Turkey Shuns Afghan Refugees, And Europe Might Be Next

“As Turkey, we have sufficiently carried out our moral and humanitarian responsibilities regarding migration….. It is out of the question for us to take an additional refugee burden,” said Turkey’s foreign minister Mevlut Cavusoglu on Aug. 29. It is the newest in a long line of bad news for the roughly 27,000 Afghan refugees making the dangerous journey through Iran and Eastern Turkey every week. If they manage to navigate the mountain passes and sneak past the border guards alive, they face a country growing increasingly hostile to refugees, and the ones moving forward into Europe don’t fare that much better.

To understand this policy, it is important to understand the 2015 Syrian refugee crisis and it’s political fallout. Turkey took over 3.5 million Syrian refugees, more than any other nation, a fact that they repeatedly have used for leverage over the European Union (EU). Reported by NPR, that President Erdoğan’s right-wing policies have inflamed anti-immigrant sentiment, including what can only be described as a pogrom against the Syrian community in Ankara. The president blamed a downturn in the Turkish economy on their refugee burden and has adopted a no-tolerance policy towards their eastern border, even seizing Afghan refugees for repatriation as they’re being interviewed by journalists. Many face death by the Taliban if they return home.

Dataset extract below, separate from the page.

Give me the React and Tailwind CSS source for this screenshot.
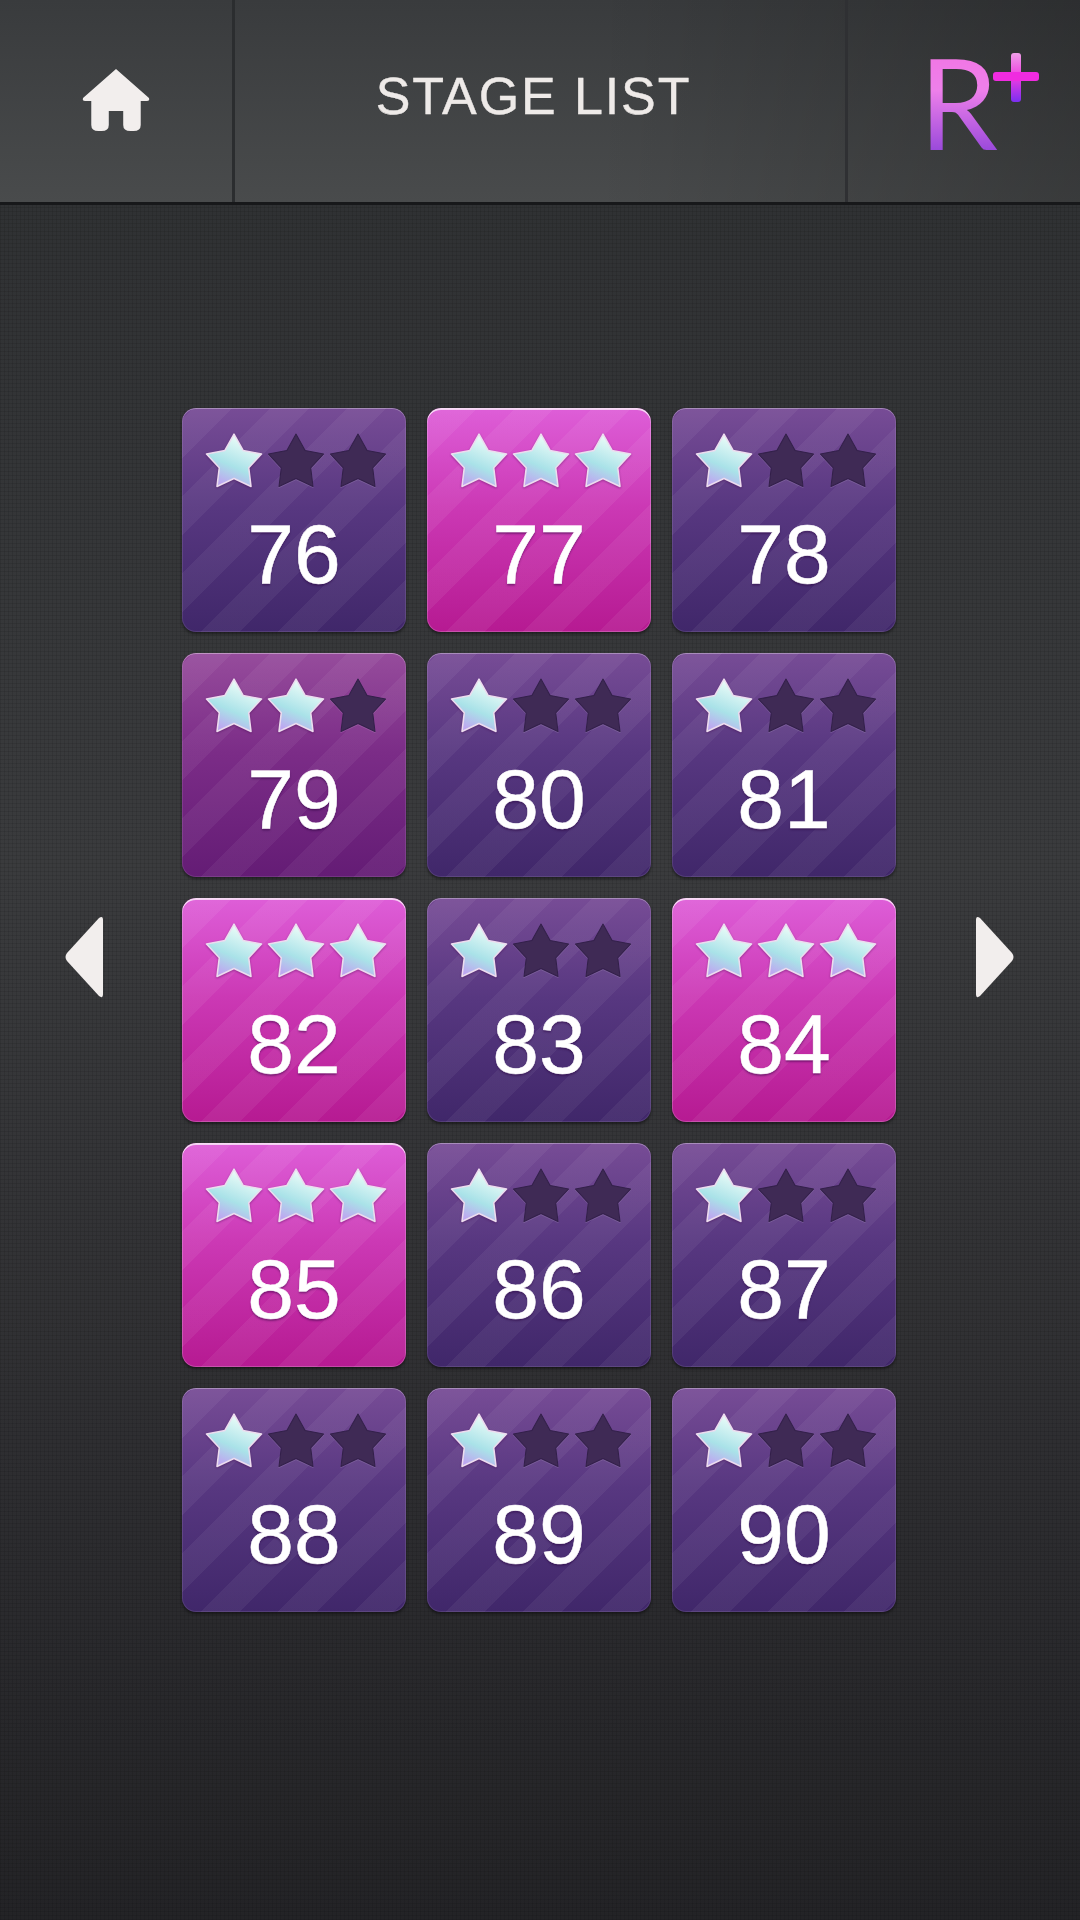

“We came out of despair,” said Gul Ahmad, 17, in an interview from The New York Times. “We knew if the Taliban had taken over they would kill us — either in fighting or they would recruit us. So this was the better option for the family.”

On the other hand, the EU  faced the biggest rise in far-right nationalism since the 1930s. Right-Wing groups spread the conspiracy that the Syrians held foreign and “un-European” values that would lead to the destruction of their culture, some even said that the crisis was part of a “Great Replacement” of white people. Beliefs like these led to the creation of some parties such as the “Alternative for Germany”(AfD) in Germany and the rise of others like Lega in Italy and the National Rally(formerly National Front) in France. These parties rose to success in elections on a hardline anti-refugee platform, with NR’s Marine Le Pen almost becoming president of France. This posed a major electoral threat to the establishment of European parties, and combined with a focus on Syrian migrants, it led to an agreement with Turkey which deported tens of thousands of Afghan refugees in 2016. 

Now, it appears that the EU has taken an even harsher stance on immigration. Greece is going so far as to install cameras and surveillance drones on a Turkish Border wall. Their government stated that Greece will not be a “gateway” for refugees. Many have already pointed out the similarities with our own southern border, but the parallels do not end there. Austriaś interior minister Karl Nehammer (roughly equivalent to the Director of Homeland Security in the US) not only dismissed the idea of taking any refugees, but openly called for deportation centers on Iran’s border with Afghanistan. While some of the EU’s major powers like Germany and France are significantly less hardline, they appear to echo similar sentiment. It was put by Armin Laschet, new leader of Germany’s biggest party the CDU, in a speech on Aug. 16, “2015 mustn’t be repeated”.

The European Union’s common government however, seems to be more pro-refugee. President of the European Commision Ursula von der Leyen offered funds for any European countries willing to take refugees (although she also emphasized that refugees should try to stay in bordering countries first) and called it a “moral duty” to help. The EU’s chief diplomat Josep Borrel called for the invocation of an obscure 2001 order called the temporary protection directive that will give immediate (albeit temporary) protection to all Afghan refugees. However, the European Parliament is notoriously un-cooperative, and some nations including Austria and Slovenia have stated that they will outright ignore any such order.

The only thing that can be certain regarding the status of Afghan refugees in both Europe and Turkey is that they will face a hostile environment. Whether or not this will change any time in the future remains to be seen, a tragic reality for the hundreds of thousands facing death or poverty.